Four chefs from the south-west of France want to reintroduce, for one weekend a year, the ‘ortolan’, a tiny songbird. It goes well with toasted pigs’ feet and smoked eel — so I’m told. When I lived in Paris I don’t recall seeing ortolan on the menu. It was, in fact, officially taken off restaurant menus in 1999 although even by the mid-2000s it was still being supplied illegally at up to €150 (£102) a ‘tweet’.

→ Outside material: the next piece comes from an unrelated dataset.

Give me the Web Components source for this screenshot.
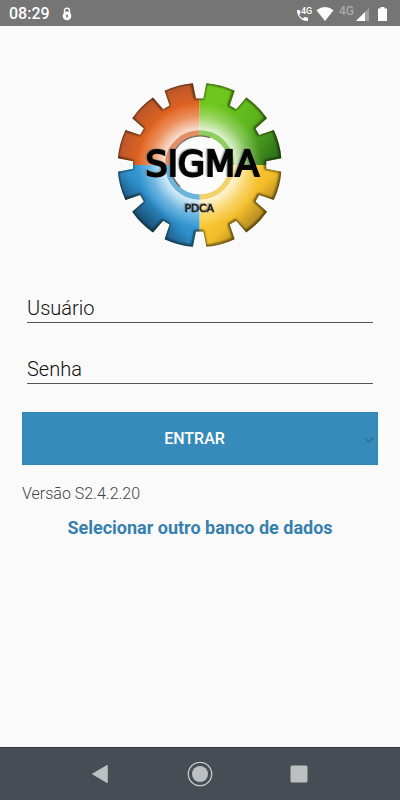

And my point is? Well …Christmas is creeping up on us (and consider the Biblical story literally; surely the earliest recorded example of ‘artificial insemination’) and the overwhelming number of families up and down this archipelago will be eating pretty much the same as everyone else. Predictable and boring. No! I’m not about to suggest readers/visitors dash off to catch their local songbird to grace the dinner table. In Leicester we are probably spoilt; in the weeks leading up to Christmas Diwali takes centre-stage. The food is less predictable, and it is a great deal spicier which I like.

“miserable sods”

What has often intrigued me is how easy it is to slip into routines as if there is some unwritten law that decrees that I can only celebrate on certain days of the year. Of course routines spread their tentacles far; Christmas lunches, cards … The latter can be particularly irksome. Imagine, if you can, that you have two half-brothers who you haven’t seen or had any contact with for 10 years or more but what do you do? At this time of year you send the miserable sods a card. What’s that all about? (I’d quite like to stick a meat-skewer through their foreheads but, of course, you have not just read that. I suspect the feeling is mutual.)

Assumptions, presumptions … “Are you spending Christmas with family?”, asks a neighbour. “No”, I reply. “I don’t have any family.” (Ok, that’s not entirely true but for various reasons I don’t have the spare ‘dosh’ to get myself to Brussels. Lucky for me there’s Skype although if you were to accidentally catch me talking to my 13-year old son in a combination of broken English, French and Flemish you might think you’d stumbled upon some weird late-night Antonin Artaud inspired cable arts channel. If you did I might consider offering you a cut-price subscription.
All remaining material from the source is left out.